For a few years now, I’ve struggled with blephoritis. Small surprise considering I already have oily skin and seborrheic dermatitis. For the past few years, I’ve taken good care to have good eyelid hygiene: wash twice a day with facial cleanser, scrub with a washcloth to remove any dirt, and moisturize with an oily skin-friendly product. The doctors always tell me this should be good enough, but it hasn’t been. It’s only gotten worse over the past couple of years, and I’m at my wits end. My eyelids are puffy and there are splits in my eyelash line. My eyes get dried out from the puffiness of my eyelids. I have tear attacks, where my eyes start randomly watering and stinging and then watering more (and they happen at very bad times like when I’m driving). So I got on the internet, because so far the doctors have been only useful for getting antibiotic and steroid eyedrops from–which never solves the problem.

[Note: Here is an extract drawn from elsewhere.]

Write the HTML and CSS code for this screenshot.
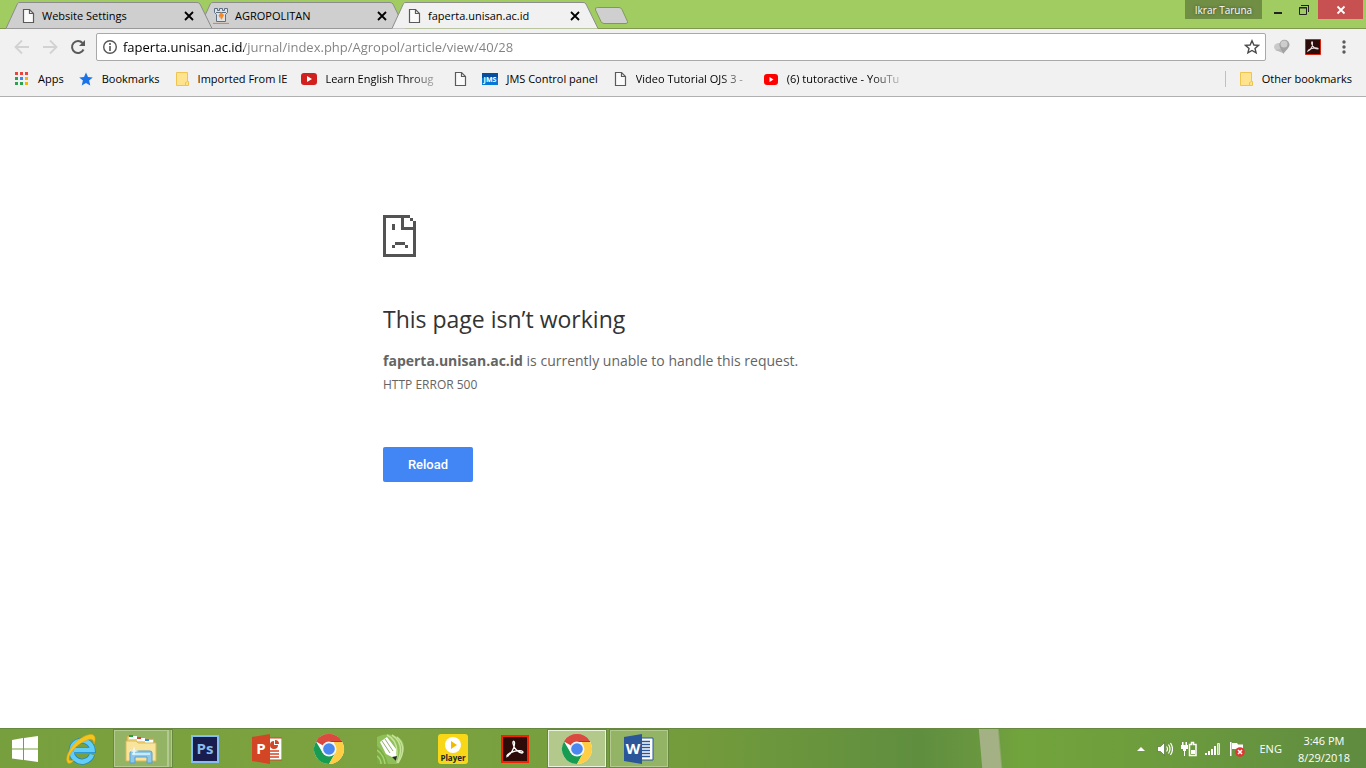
FILE: index.html
```
<!DOCTYPE html>
<html lang="en">
<head>
    <meta charset="UTF-8">
    <meta name="viewport" content="width=device-width, initial-scale=1.0">
    <title>faperta.unisan.ac.id</title>
    <link rel="stylesheet" href="styles.css">
</head>
<body>
    <!-- shared icons -->
    <svg class="sprite" aria-hidden="true">
        <symbol id="page" viewBox="0 0 16 16">
            <path d="M3.5 1.500h6l4 4v9h-10z" fill="#fafafa" stroke="#5a5a5a" stroke-width="1.2"/>
            <path d="M9.500 1.500v4h4" fill="none" stroke="#5a5a5a" stroke-width="1.2"/>
        </symbol>
        <symbol id="folder" viewBox="0 0 16 16">
            <path d="M2.500 1.500h11v9h1v4h-12z" fill="#ffe38f" stroke="#efc54f"/>
            <path d="M11.500 14.500v-3l2-1" fill="none" stroke="#efc54f"/>
        </symbol>
        <symbol id="cross" viewBox="0 0 16 16">
            <path d="M4 4l8 8M12 4l-8 8" fill="none" stroke="currentColor" stroke-width="1.8"/>
        </symbol>
        <symbol id="tabshape" viewBox="0 0 206 27">
            <path d="M0 26.500L11.500 1.500Q12 .5 14 .5H191Q193 .5 194 2L206 26.500" stroke="#8c8c8c"/>
        </symbol>
        <symbol id="chrome" viewBox="0 0 32 32">
            <circle cx="16" cy="16" r="15" fill="#fff"/>
            <path d="M16 16L3 8.500A15 15 0 0 1 29 8.500L16 9z" fill="#d8453b"/>
            <path d="M3 8.500A15 15 0 0 1 29 8.500H16z" fill="#db4a3f"/>
            <path d="M3 8.500A15 15 0 0 0 16 31L22.500 19.500L16 22.500L9.500 19.500z" fill="#179c52"/>
            <path d="M29 8.500A15 15 0 0 1 16 31L22.500 19.500L21 9z" fill="#ffce44"/>
            <path d="M16 8.500H29" stroke="#b5342c"/>
            <circle cx="16" cy="16" r="7.500" fill="#f4f4f4"/>
            <circle cx="16" cy="16" r="5.800" fill="#4a87ee"/>
        </symbol>
    </svg>

    <header class="browser">
        <div class="titlebar">
            <div class="tabs">
                <div class="tab first">
                    <svg class="shape"><use href="#tabshape"/></svg>
                    <svg class="icon"><use href="#page"/></svg>
                    <span class="tab-title">Website Settings</span>
                    <button type="button" class="close-tab" aria-label="Close tab"><svg class="icon"><use href="#cross"/></svg></button>
                </div>
                <div class="tab">
                    <svg class="shape"><use href="#tabshape"/></svg>
                    <svg class="icon" viewBox="0 0 16 16">
                        <path d="M1.500.5h3v2h2v-2h3v2h2v-2h3v4l-2 2v7h-9v-7l-2-2z" fill="#dfe2e6" stroke="#5d6f84"/>
                        <path d="M3 4.500h10" stroke="#5d6f84"/>
                        <path d="M8 4L5.500 7.500 7.500 11V8l1 4 2.500-5z" fill="#f28b25"/>
                        <path d="M0 15.500h16" stroke="#e8862b" stroke-width="1.200"/>
                    </svg>
                    <span class="tab-title">AGROPOLITAN</span>
                    <button type="button" class="close-tab" aria-label="Close tab"><svg class="icon"><use href="#cross"/></svg></button>
                </div>
                <div class="tab active">
                    <svg class="shape"><use href="#tabshape"/></svg>
                    <svg class="icon"><use href="#page"/></svg>
                    <span class="tab-title">faperta.unisan.ac.id</span>
                    <button type="button" class="close-tab" aria-label="Close tab"><svg class="icon"><use href="#cross"/></svg></button>
                </div>
                <button type="button" class="new-tab" aria-label="New tab">
                    <svg width="35" height="18" viewBox="0 0 35 18"><path d="M3.500.5H25q2 0 3 2l5.500 12q.5 2-1.500 2H10q-2 0-3-2L1.500 3q-1-2.500 2-2.500z" fill="#cfcfcf" stroke="#809a56"/></svg>
                </button>
            </div>
            <div class="window-controls">
                <button type="button" class="profile">Ikrar Taruna</button>
                <button type="button" class="control" aria-label="Minimize"><svg width="12" height="12"><path d="M2 9h8" stroke="#222" stroke-width="2"/></svg></button>
                <button type="button" class="control" aria-label="Restore"><svg width="12" height="12"><path d="M1.500 3.500h7v7h-7zM4 1.500h6.500V8" fill="none" stroke="#222"/><path d="M1 4h8M3 1.500h8" stroke="#222"/></svg></button>
                <button type="button" class="control close" aria-label="Close"><svg width="12" height="12"><path d="M2.500 2.500l7 7M9.500 2.500l-7 7" stroke="#fff" stroke-width="1.800"/></svg></button>
            </div>
        </div>

        <div class="toolbar">
            <button type="button" class="tool" aria-label="Back"><svg width="16" height="16"><path d="M15 8H2M8 1.500L1.500 8L8 14.500" fill="none" stroke="#d2d2d2" stroke-width="1.800"/></svg></button>
            <button type="button" class="tool" aria-label="Forward"><svg width="16" height="16"><path d="M1 8h13M8 1.500L14.500 8L8 14.500" fill="none" stroke="#d2d2d2" stroke-width="1.800"/></svg></button>
            <button type="button" class="tool" aria-label="Reload this page"><svg width="16" height="16"><path d="M13.500 10.500A6 6 0 1 1 12.500 4" fill="none" stroke="#5a5a5a" stroke-width="2"/><path d="M15 1v6H9z" fill="#5a5a5a"/></svg></button>
            <div class="omnibox">
                <svg class="icon" viewBox="0 0 16 16"><circle cx="8" cy="8" r="6.300" fill="none" stroke="#555" stroke-width="1.400"/><path d="M8 7v5M8 4v2" stroke="#555" stroke-width="1.600"/></svg>
                <input type="text" class="url" aria-label="Address" value="faperta.unisan.ac.id/jurnal/index.php/Agropol/article/view/40/28">
                <button type="button" class="plain" aria-label="Bookmark this page"><svg class="icon" viewBox="0 0 16 16"><path d="M8 1.800l1.900 4.200 4.600.4-3.500 3 1.100 4.500L8 11.500l-4.100 2.400L5 9.400l-3.500-3L6.100 6z" fill="none" stroke="#4a4a4a" stroke-width="1.400"/></svg></button>
            </div>
            <div class="extensions">
                <button type="button" class="tool" aria-label="Extension"><svg width="16" height="16"><ellipse cx="5" cy="8" rx="5" ry="4" fill="#c9c9c9"/><path d="M1 11l8 3 2-5z" fill="#b9b9b9"/><path d="M9.500 15C8 12 5.500 9 5.300 5.800a5 5 0 0 1 10.200 0C15.500 9 11 12 9.500 15z" fill="#a3a3a3"/><circle cx="10" cy="5" r="3.500" fill="#cdcdcd"/></svg></button>
                <button type="button" class="tool" aria-label="Adobe Acrobat"><svg width="16" height="16"><path d="M.5.500h15v15H.5z" fill="#2b0d0a" stroke="#d8230f"/><path d="M3 12C6 10.500 8 8 7.500 3.500 7 2 6 3.500 7 5.500c1 2.500 3.500 4.500 6 4.500.8-1-2-1.600-5-.8-2.500.5-4.500 1.500-5 2.800z" fill="none" stroke="#e9dcdc" stroke-width="1.100"/></svg></button>
                <button type="button" class="tool" aria-label="Menu"><svg width="16" height="16"><circle cx="8" cy="3" r="1.700" fill="#5a5a5a"/><circle cx="8" cy="8" r="1.700" fill="#5a5a5a"/><circle cx="8" cy="13" r="1.700" fill="#5a5a5a"/></svg></button>
            </div>
        </div>

        <nav class="bookmarks">
            <a href="#" class="bookmark"><svg class="icon" viewBox="0 0 16 16"><path d="M1 1h3v3H1zM6 1h3v3H6zM11 1h3v3h-3z" fill="#e8453c"/><path d="M1 6h3v3H1zM1 11h3v3H1z" fill="#2ba24c"/><path d="M6 6h3v3H6z" fill="#4286f5"/><path d="M11 6h3v3h-3zM11 11h3v3h-3z" fill="#f5b400"/><path d="M6 11h3v3H6z" fill="#2ba24c"/></svg><span>Apps</span></a>
            <a href="#" class="bookmark"><svg class="icon" viewBox="0 0 16 16"><path d="M8 1.500l2 4.500 4.800.4-3.700 3.200 1.200 4.800L8 12l-4.300 2.400 1.200-4.800L1.200 6.400 6 6z" fill="#1a73e8"/></svg><span>Bookmarks</span></a>
            <a href="#" class="bookmark"><svg class="icon"><use href="#folder"/></svg><span>Imported From IE</span></a>
            <a href="#" class="bookmark"><svg class="icon" viewBox="0 0 16 16"><rect y="2" width="16" height="12" rx="3" fill="#d0211f"/><path d="M6 5l5 3-5 3z" fill="#fff"/></svg><span class="fade">Learn English Throug</span></a>
            <a href="#" class="bookmark" aria-label="Untitled bookmark"><svg class="icon"><use href="#page"/></svg></a>
            <a href="#" class="bookmark"><svg class="icon" viewBox="0 0 16 16"><path d="M0 2h16v12H0z" fill="#0878d6"/><path d="M0 2h16v5H0z" fill="#064f9c"/><text x="8" y="11" class="jms">JMS</text></svg><span>JMS Control panel</span></a>
            <a href="#" class="bookmark"><svg class="icon"><use href="#page"/></svg><span class="fade">Video Tutorial OJS 3 -</span></a>
            <a href="#" class="bookmark"><svg class="icon" viewBox="0 0 16 16"><rect x="1" y="3" width="14" height="11" rx="3" fill="#f00"/><path d="M6.500 6l4 2.500-4 2.500z" fill="#fff"/></svg><span class="fade">(6) tutoractive - YouTu</span></a>
            <a href="#" class="bookmark other"><svg class="icon"><use href="#folder"/></svg><span>Other bookmarks</span></a>
        </nav>
    </header>

    <main class="content">
        <div class="error">
            <svg class="sad" width="33" height="42" shape-rendering="crispEdges">
                <path d="M0 0h27v3H3v36h27V15H18V3h3v9h9V6h3v36H0zM27 3h3v3h-3z" fill="#535353"/>
                <path d="M9 9h3v6H9zM12 27h10v3H12zM9 30h3v3H9zM22 30h3v3h-3z" fill="#535353"/>
            </svg>
            <h1>This page isn’t working</h1>
            <p><strong>faperta.unisan.ac.id</strong> is currently unable to handle this request.</p>
            <div class="error-code">HTTP ERROR 500</div>
            <button type="button" class="reload">Reload</button>
        </div>
    </main>

    <footer class="taskbar">
        <button type="button" class="start" aria-label="Start"><svg width="26" height="26"><path d="M0 4l11-2v10.500H0zM12 2l14-2v12.500H12zM0 13.500h11V24L0 22.500zM12 13.500h14V26l-14-2z" fill="#fff"/></svg></button>
        <button type="button" class="app" aria-label="Internet Explorer">
            <svg width="32" height="32">
                <path d="M27 21.500A10.500 10.500 0 1 1 27.500 17H9" fill="none" stroke="#1f86c4" stroke-width="6"/>
                <path d="M27 21.500A10.500 10.500 0 1 1 27.500 17H9" fill="none" stroke="#62cdf6" stroke-width="4.500"/>
                <path d="M3 30C-2 25 8 8 20 3c9-4 12 0 9 8 0-5-3-6-9-3C11 12 3 21 4 27c1 1 3 1 5 0-2 3-5 4-6 3z" fill="#f6c51d" stroke="#dba514" stroke-width=".6"/>
            </svg>
        </button>
        <button type="button" class="app running stacked" aria-label="File Explorer">
            <svg width="32" height="32"><path d="M2 3h9l2 3h16v21H2z" fill="#f0d279" stroke="#c9a54a"/><path d="M4 3h8v3H4zM12 5h8v3h-8zM20 7h8v3h-8z" fill="#fff"/><path d="M4 2h4v2H4z" fill="#1ba33d"/><path d="M12 4h4v2h-4z" fill="#dc4331"/><path d="M20 6h4v2h-4z" fill="#268fe0"/><path d="M1 8h10l2 2h18v18H1z" fill="#f9e49c" stroke="#dbb95d"/><path d="M5 30V20q0-2 2-2h18q2 0 2 2v10h-5v-6H10v6z" fill="#8cc8ea" stroke="#5a9dc8"/><path d="M7 20h18v2H7z" fill="#c9eafa"/><path d="M9 13l1 4 4 1-4 1-1 4-1-4-4-1 4-1z" fill="#fff" opacity=".8"/></svg>
        </button>
        <button type="button" class="app" aria-label="Photoshop">
            <svg width="28" height="28"><path d="M1 1h26v26H1z" fill="#181d4d" stroke="#86bdf0" stroke-width="2"/><text x="14" y="19" class="ps">Ps</text></svg>
        </button>
        <button type="button" class="app" aria-label="PowerPoint">
            <svg width="30" height="30"><path d="M14 4h16v22H14z" fill="#fff" stroke="#d24625"/><path d="M18 20h9M18 23h9M18 17h9" stroke="#d24625" stroke-width="1.500"/><path d="M22 7a4 4 0 1 0 4 4h-4z" fill="#d24625"/><path d="M23 6a4 4 0 0 1 4 4h-4z" fill="#d24625"/><path d="M0 3l18-3v30L0 27z" fill="#d24625"/><text x="9" y="20" class="office">P</text></svg>
        </button>
        <button type="button" class="app" aria-label="Google Chrome"><svg width="32" height="32"><use href="#chrome"/></svg></button>
        <button type="button" class="app" aria-label="CorelDRAW">
            <svg width="28" height="30">
                <path d="M0 3q8-4 15-2 13 3 12 14-1 9-7 15H0z" fill="#8fbf58"/>
                <path d="M15 1q14 9 5 28M20 3q11 10 1 26M10 1q13 6 9 26" fill="none" stroke="#c7e39a" stroke-width="1.500"/>
                <path d="M0 12q8 7 11 18H0z" fill="#79ac42"/>
                <path d="M0 16q7 5 8 14M0 22q4 3 4 8" fill="none" stroke="#a9d273" stroke-width="1.500"/>
                <path d="M3 8l7-5 9 12 0 10-10-5z" fill="#fff"/>
                <path d="M5 7l8 12M8 5l8 12" stroke="#8fae6e"/>
                <path d="M15 23l4 4 1-5z" fill="#20321a"/>
            </svg>
        </button>
        <button type="button" class="app" aria-label="Player">
            <svg width="30" height="30"><rect width="30" height="30" rx="3" fill="#f8d618"/><circle cx="15" cy="11" r="8" fill="#fff"/><path d="M13 7l6 4-6 4z" fill="#eebd00"/><text x="15" y="27" class="player">Player</text></svg>
        </button>
        <button type="button" class="app" aria-label="Acrobat Reader">
            <svg width="28" height="28"><path d="M1 1h26v26H1z" fill="#2d0b08" stroke="#f22206" stroke-width="2"/><path d="M6 21.500C10 19 14 13 13.500 7.500 13 5.500 11.500 6 12 8.500c.5 4.500 5 9 9 9.500 2-.5 1-2.500-3-2.300-5 .3-11 2.300-12 4.800 0 1 0 1 0 1z" fill="none" stroke="#fff" stroke-width="1.300"/></svg>
        </button>
        <button type="button" class="app running current" aria-label="Google Chrome window"><svg width="32" height="32"><use href="#chrome"/></svg></button>
        <button type="button" class="app running" aria-label="Word">
            <svg width="30" height="30"><path d="M14 4h15v22H14z" fill="#fff" stroke="#2b579a"/><path d="M17 7.500h9M17 10.500h9M17 13.500h9M17 16.500h9M17 19.500h9M17 22.500h9" stroke="#2b579a" stroke-width="1.500"/><path d="M0 3l18-3v30L0 27z" fill="#2b579a"/><text x="9" y="20" class="office">W</text></svg>
        </button>

        <div class="tray">
            <button type="button" class="plain" aria-label="Show hidden icons"><svg class="icon" viewBox="0 0 16 16"><path d="M4 10l4-4 4 4z" fill="#fff"/></svg></button>
            <button type="button" class="plain" aria-label="Volume"><svg class="icon" viewBox="0 0 16 16"><path d="M.5 5.500h3l4-4v13l-4-4h-3z" fill="#fff" stroke="#42602b" stroke-width=".6"/><path d="M9.500 5.500q2 2.500 0 5M11.500 3.500q3 4.500 0 9M13.500 2q4 6 0 12" fill="none" stroke="#fff" stroke-width="1.200"/></svg></button>
            <button type="button" class="plain" aria-label="Battery"><svg class="icon" viewBox="0 0 16 16"><path d="M9 3.500h1.500v-2h2v2H15v11H8.500v-11z" fill="none" stroke="#fff" stroke-width="1.500"/><path d="M10 9h4v4h-4z" fill="#fff"/><path d="M0 4h7v4H5v2H4v5H3v-5H2V8H0zM1 1h1.500v3H1zM4.500 1H6v3H4.500z" fill="#fff"/></svg></button>
            <button type="button" class="plain" aria-label="Network"><svg class="icon" viewBox="0 0 16 16"><path d="M0 12h2v2H0zM3 10h2v4H3zM6 8h2v6H6zM9 5h2v9H9z" fill="#fff"/><path d="M12.500 2.500h2v11h-2z" fill="#b7c9a4" stroke="#e4ecd9"/></svg></button>
            <button type="button" class="plain" aria-label="Action Center"><svg class="icon" viewBox="0 0 16 16"><path d="M1 1h1.500v14H1z" fill="#fff"/><path d="M3 2h5l1 1.500h5V9H8L7 8H3z" fill="#fff"/><circle cx="11" cy="11" r="4.800" fill="#dd3832"/><path d="M9 9l4 4M13 9l-4 4" stroke="#fff" stroke-width="1.500"/></svg></button>
            <button type="button" class="plain lang">ENG</button>
            <button type="button" class="plain clock">3:46 PM<br>8/29/2018</button>
        </div>
    </footer>
</body>
</html>
```
FILE: styles.css
```
* {
    box-sizing: border-box;
}
body {
    display: flex;
    flex-direction: column;
    min-height: 100vh;
    margin: 0;
    background: #fff;
    color: #000;
    font-family: 'Segoe UI', 'Open Sans', sans-serif;
    font-size: 11px;
}
button {
    padding: 0;
    border: none;
    background: none;
    color: inherit;
    font: inherit;
    cursor: pointer;
}
svg {
    display: block;
    flex: none;
}
.sprite {
    position: absolute;
    width: 0;
    height: 0;
}
.icon {
    width: 16px;
    height: 16px;
}

/* title bar and tabs */
.browser {
    background: #f1f1f1;
    border-bottom: 1px solid #b0b0b0;
}
.titlebar {
    display: flex;
    justify-content: space-between;
    height: 29px;
    background: #a1cc61;
    border-bottom: 1px solid #80964f;
}
.tabs {
    display: flex;
    align-items: flex-end;
    padding-left: 6px;
}
.tab {
    position: relative;
    display: flex;
    align-items: center;
    gap: 6px;
    width: 206px;
    height: 27px;
    margin-right: -13px;
    margin-bottom: -1px;
    padding: 0 15px 0 14px;
    fill: #cfcfcf;
}
.tab.first {
    z-index: 1;
}
.tab.active {
    z-index: 2;
    fill: #f1f1f1;
}
.tab .icon {
    position: relative;
}
.shape {
    position: absolute;
    left: 0;
    top: 0;
    width: 206px;
    height: 27px;
}
.tab:not(.active)::after {
    content: '';
    position: absolute;
    left: 0;
    right: 0;
    bottom: 0;
    height: 1px;
    background: #999;
}
.tab-title {
    position: relative;
    flex: 1;
}
.new-tab {
    margin: 0 0 3px 9px;
}
.window-controls {
    display: flex;
    align-items: flex-start;
}
.profile {
    width: 77px;
    height: 19px;
    margin-right: 3px;
    background: #708f44;
    color: #fff;
    font-size: 10px;
    text-shadow: 0 0 3px #333;
}
.control {
    display: flex;
    align-items: center;
    justify-content: center;
    width: 26px;
    height: 19px;
}
.control.close {
    width: 45px;
    margin: 0 3px 0 1px;
    background: #c75050;
}

/* toolbar */
.toolbar {
    display: flex;
    align-items: center;
    gap: 12px;
    padding: 4px 14px 0;
}
.tool {
    width: 16px;
    height: 16px;
}
.omnibox {
    flex: 1;
    display: flex;
    align-items: center;
    gap: 5px;
    height: 28px;
    margin: 0 -4px 0 -2px;
    padding: 0 5px;
    background: #fff;
    border: 1px solid #a9a9a9;
    border-radius: 2px;
}
.extensions {
    display: flex;
    gap: 15px;
}
.url {
    flex: 1;
    min-width: 0;
    padding: 0;
    border: none;
    outline: none;
    /* host name is black, the path is grey */
    background: linear-gradient(90deg, #000 121px, #808080 121px);
    -webkit-background-clip: text;
    background-clip: text;
    color: transparent;
    font: inherit;
    font-size: 13px;
}

/* bookmarks */
.bookmarks {
    display: flex;
    align-items: center;
    gap: 14px;
    height: 35px;
    padding: 0 14px;
}
.bookmark {
    display: flex;
    align-items: center;
    gap: 8px;
    color: #000;
    text-decoration: none;
    white-space: nowrap;
}
.fade {
    min-width: 113px;
    -webkit-mask-image: linear-gradient(90deg, #000 84px, transparent 120px);
    mask-image: linear-gradient(90deg, #000 84px, transparent 120px);
}
.other {
    margin-left: auto;
    padding-left: 12px;
    border-left: 1px solid #c0c0c0;
}
.jms {
    fill: #fff;
    font-size: 7px;
    font-weight: bold;
    text-anchor: middle;
}

/* error page */
.content {
    flex: 1;
}
.error {
    max-width: 600px;
    margin: 0 auto;
    padding-top: 118px;
    color: #646464;
    font-size: 14px;
}
.error h1 {
    margin: 46px 0 15px;
    color: #333;
    font-size: 23px;
    font-weight: normal;
    line-height: 32px;
}
.error p {
    margin: 0;
    line-height: 22px;
}
.error-code {
    margin-top: 3px;
    font-size: 12px;
    line-height: 20px;
}
.reload {
    min-width: 90px;
    height: 35px;
    margin-top: 52px;
    padding: 0 24px;
    border-radius: 2px;
    background: #4285f4;
    color: #fff;
    font-family: Roboto, sans-serif;
    font-size: 13px;
    font-weight: 500;
}

/* taskbar */
.taskbar {
    display: flex;
    align-items: center;
    height: 40px;
    padding-right: 16px;
    border-top: 1px solid #66883f;
    background:
        linear-gradient(85deg, transparent 978px, #a3b184 979px, #a3b184 997px, transparent 999px),
        linear-gradient(90deg, #789f3d 0, #7ca33f 400px, #739b3c 700px, #5f8e3f 920px, #6a9840 985px, #72a43c 1020px, #6d9c3d 1150px, #5f8b40 1366px);
}
.start {
    display: flex;
    justify-content: center;
    width: 50px;
}
.app {
    display: flex;
    align-items: center;
    justify-content: center;
    width: 60px;
    height: 39px;
    margin: 0 1px;
    border: 1px solid transparent;
}
.running {
    border: 2px solid #b3c98f;
    background: #93b365;
    outline: 1px solid #66883f;
    outline-offset: -1px;
}
.stacked {
    border-right: 6px double #b3c98f;
}
.current {
    border-color: #eaf1dc;
    background: #b3c98c;
}
.office,
.ps,
.player {
    fill: #fff;
    font-size: 15px;
    font-weight: bold;
    text-anchor: middle;
}
.ps {
    fill: #86bdf0;
}
.player {
    fill: #222;
    font-size: 8px;
}
.tray {
    display: flex;
    align-items: center;
    gap: 8px;
    margin-left: auto;
    color: #fff;
}
.lang {
    margin: 0 8px 0 6px;
}
.clock {
    line-height: 17px;
}
```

What I found was quite surprising. Another common cause of blephoritis is an allergy or infestation of skin mites (demodex), which naturally reside on the skin and help remove buildup. These skin mites can also cause the symptoms of seborrheic dermatitis. With an allergy, like an allergy to dust mites, this would obviously cause swelling, which leads to clogged pours and all of the other problems encountered with blephoritis. I would guess with an allergy, one of the most common symptoms is probably itching, which I’m not sure all blephoritis sufferers have this. I entertained the idea that maybe a mite allergy or infestation was the problem, so I kept reading to see what solutions might be.

They were quite simple: good eyelid hygiene (check) and a 5-35% tea tree oil solution. I could have spent $50 on a tea tree cleanser for my eyelids, but I already had tea tree oil sitting around the house, so I decided to try that first. I diluted it to approximately 5% with sterile eye wash water and applied a drop with a dropper to a cotton ball and dabbed it onto my eyelids, making sure to get the eyelash lines. I had immediate relief from the itching, which really surprised me. I didn’t expect results, or at least no results that quickly. I’ve continued doing this twice daily for three days now and already have had fewer tear attacks and less eye dryness. If you haven’t tried this for your blephoritis woes yet, it’s inexpensive to try and may be the solution you’ve needed all along.There’s also the option of looking for a demodex cleanser online, which can get more expensive, but may be a better option for some. If you think your seborrheic dermatitis may be a demodex-related issue, it would also be worth trying the tea tree cleansers to see if it clears things up.

I plan to write a follow-up post in maybe a month and hopefully will see a reduction in swelling and pore clogs.